Write the material out again exactly as it stands.

— start of DATA BLOCK —

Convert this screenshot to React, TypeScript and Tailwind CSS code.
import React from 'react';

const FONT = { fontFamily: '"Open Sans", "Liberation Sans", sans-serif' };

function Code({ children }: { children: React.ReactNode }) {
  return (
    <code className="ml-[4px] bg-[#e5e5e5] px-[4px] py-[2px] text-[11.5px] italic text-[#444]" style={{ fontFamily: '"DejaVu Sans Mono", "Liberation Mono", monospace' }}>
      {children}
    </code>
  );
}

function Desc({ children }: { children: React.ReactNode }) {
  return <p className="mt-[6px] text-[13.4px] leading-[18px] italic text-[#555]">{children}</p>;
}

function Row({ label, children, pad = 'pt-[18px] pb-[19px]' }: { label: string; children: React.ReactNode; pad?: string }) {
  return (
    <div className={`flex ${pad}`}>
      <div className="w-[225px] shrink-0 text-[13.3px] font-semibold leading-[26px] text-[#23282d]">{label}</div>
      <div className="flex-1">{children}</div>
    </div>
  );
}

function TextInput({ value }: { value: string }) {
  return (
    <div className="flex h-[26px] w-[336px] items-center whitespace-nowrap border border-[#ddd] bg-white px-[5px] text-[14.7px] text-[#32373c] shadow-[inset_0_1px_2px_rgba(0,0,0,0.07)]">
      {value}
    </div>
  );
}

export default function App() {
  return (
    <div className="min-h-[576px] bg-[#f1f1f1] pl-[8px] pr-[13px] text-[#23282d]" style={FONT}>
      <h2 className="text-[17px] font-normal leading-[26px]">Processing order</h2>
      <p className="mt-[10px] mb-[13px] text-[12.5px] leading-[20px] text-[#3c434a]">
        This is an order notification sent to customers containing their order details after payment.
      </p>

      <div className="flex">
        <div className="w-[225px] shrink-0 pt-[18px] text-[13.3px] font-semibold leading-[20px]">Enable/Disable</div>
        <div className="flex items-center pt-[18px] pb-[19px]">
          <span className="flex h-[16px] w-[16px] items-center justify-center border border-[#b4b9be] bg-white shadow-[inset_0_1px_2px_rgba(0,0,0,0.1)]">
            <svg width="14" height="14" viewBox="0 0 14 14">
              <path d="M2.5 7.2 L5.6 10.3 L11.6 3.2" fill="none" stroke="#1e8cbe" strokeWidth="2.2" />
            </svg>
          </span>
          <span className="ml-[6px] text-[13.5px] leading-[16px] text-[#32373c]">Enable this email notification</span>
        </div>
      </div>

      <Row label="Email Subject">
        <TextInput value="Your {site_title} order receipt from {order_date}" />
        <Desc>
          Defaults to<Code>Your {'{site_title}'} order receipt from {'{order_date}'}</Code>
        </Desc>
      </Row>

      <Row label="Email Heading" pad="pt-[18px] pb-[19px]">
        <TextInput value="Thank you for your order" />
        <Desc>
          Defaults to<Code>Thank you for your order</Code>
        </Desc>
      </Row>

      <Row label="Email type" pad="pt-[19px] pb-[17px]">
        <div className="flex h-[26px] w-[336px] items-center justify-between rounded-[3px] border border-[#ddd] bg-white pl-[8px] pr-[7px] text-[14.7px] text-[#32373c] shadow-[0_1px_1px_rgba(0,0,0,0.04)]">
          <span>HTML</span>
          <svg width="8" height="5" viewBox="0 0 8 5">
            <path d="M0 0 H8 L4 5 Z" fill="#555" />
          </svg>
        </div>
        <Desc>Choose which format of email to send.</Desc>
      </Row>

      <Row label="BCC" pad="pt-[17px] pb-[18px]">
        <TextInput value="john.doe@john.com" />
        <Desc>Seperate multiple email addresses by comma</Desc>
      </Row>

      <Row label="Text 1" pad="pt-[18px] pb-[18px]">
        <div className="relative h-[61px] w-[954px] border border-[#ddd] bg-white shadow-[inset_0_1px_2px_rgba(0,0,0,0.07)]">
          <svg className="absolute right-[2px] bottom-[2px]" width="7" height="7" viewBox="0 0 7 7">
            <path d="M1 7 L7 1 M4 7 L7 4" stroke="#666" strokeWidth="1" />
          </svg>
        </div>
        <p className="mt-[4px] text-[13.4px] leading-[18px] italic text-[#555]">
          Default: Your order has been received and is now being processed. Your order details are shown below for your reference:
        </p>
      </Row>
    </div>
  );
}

— end of DATA BLOCK —

**FINISHED TASK:**
Convert this screenshot to React, TypeScript and Tailwind CSS code.
import React from 'react';

const FONT = { fontFamily: '"Open Sans", "Liberation Sans", sans-serif' };

function Code({ children }: { children: React.ReactNode }) {
  return (
    <code className="ml-[4px] bg-[#e5e5e5] px-[4px] py-[2px] text-[11.5px] italic text-[#444]" style={{ fontFamily: '"DejaVu Sans Mono", "Liberation Mono", monospace' }}>
      {children}
    </code>
  );
}

function Desc({ children }: { children: React.ReactNode }) {
  return <p className="mt-[6px] text-[13.4px] leading-[18px] italic text-[#555]">{children}</p>;
}

function Row({ label, children, pad = 'pt-[18px] pb-[19px]' }: { label: string; children: React.ReactNode; pad?: string }) {
  return (
    <div className={`flex ${pad}`}>
      <div className="w-[225px] shrink-0 text-[13.3px] font-semibold leading-[26px] text-[#23282d]">{label}</div>
      <div className="flex-1">{children}</div>
    </div>
  );
}

function TextInput({ value }: { value: string }) {
  return (
    <div className="flex h-[26px] w-[336px] items-center whitespace-nowrap border border-[#ddd] bg-white px-[5px] text-[14.7px] text-[#32373c] shadow-[inset_0_1px_2px_rgba(0,0,0,0.07)]">
      {value}
    </div>
  );
}

export default function App() {
  return (
    <div className="min-h-[576px] bg-[#f1f1f1] pl-[8px] pr-[13px] text-[#23282d]" style={FONT}>
      <h2 className="text-[17px] font-normal leading-[26px]">Processing order</h2>
      <p className="mt-[10px] mb-[13px] text-[12.5px] leading-[20px] text-[#3c434a]">
        This is an order notification sent to customers containing their order details after payment.
      </p>

      <div className="flex">
        <div className="w-[225px] shrink-0 pt-[18px] text-[13.3px] font-semibold leading-[20px]">Enable/Disable</div>
        <div className="flex items-center pt-[18px] pb-[19px]">
          <span className="flex h-[16px] w-[16px] items-center justify-center border border-[#b4b9be] bg-white shadow-[inset_0_1px_2px_rgba(0,0,0,0.1)]">
            <svg width="14" height="14" viewBox="0 0 14 14">
              <path d="M2.5 7.2 L5.6 10.3 L11.6 3.2" fill="none" stroke="#1e8cbe" strokeWidth="2.2" />
            </svg>
          </span>
          <span className="ml-[6px] text-[13.5px] leading-[16px] text-[#32373c]">Enable this email notification</span>
        </div>
      </div>

      <Row label="Email Subject">
        <TextInput value="Your {site_title} order receipt from {order_date}" />
        <Desc>
          Defaults to<Code>Your {'{site_title}'} order receipt from {'{order_date}'}</Code>
        </Desc>
      </Row>

      <Row label="Email Heading" pad="pt-[18px] pb-[19px]">
        <TextInput value="Thank you for your order" />
        <Desc>
          Defaults to<Code>Thank you for your order</Code>
        </Desc>
      </Row>

      <Row label="Email type" pad="pt-[19px] pb-[17px]">
        <div className="flex h-[26px] w-[336px] items-center justify-between rounded-[3px] border border-[#ddd] bg-white pl-[8px] pr-[7px] text-[14.7px] text-[#32373c] shadow-[0_1px_1px_rgba(0,0,0,0.04)]">
          <span>HTML</span>
          <svg width="8" height="5" viewBox="0 0 8 5">
            <path d="M0 0 H8 L4 5 Z" fill="#555" />
          </svg>
        </div>
        <Desc>Choose which format of email to send.</Desc>
      </Row>

      <Row label="BCC" pad="pt-[17px] pb-[18px]">
        <TextInput value="john.doe@john.com" />
        <Desc>Seperate multiple email addresses by comma</Desc>
      </Row>

      <Row label="Text 1" pad="pt-[18px] pb-[18px]">
        <div className="relative h-[61px] w-[954px] border border-[#ddd] bg-white shadow-[inset_0_1px_2px_rgba(0,0,0,0.07)]">
          <svg className="absolute right-[2px] bottom-[2px]" width="7" height="7" viewBox="0 0 7 7">
            <path d="M1 7 L7 1 M4 7 L7 4" stroke="#666" strokeWidth="1" />
          </svg>
        </div>
        <p className="mt-[4px] text-[13.4px] leading-[18px] italic text-[#555]">
          Default: Your order has been received and is now being processed. Your order details are shown below for your reference:
        </p>
      </Row>
    </div>
  );
}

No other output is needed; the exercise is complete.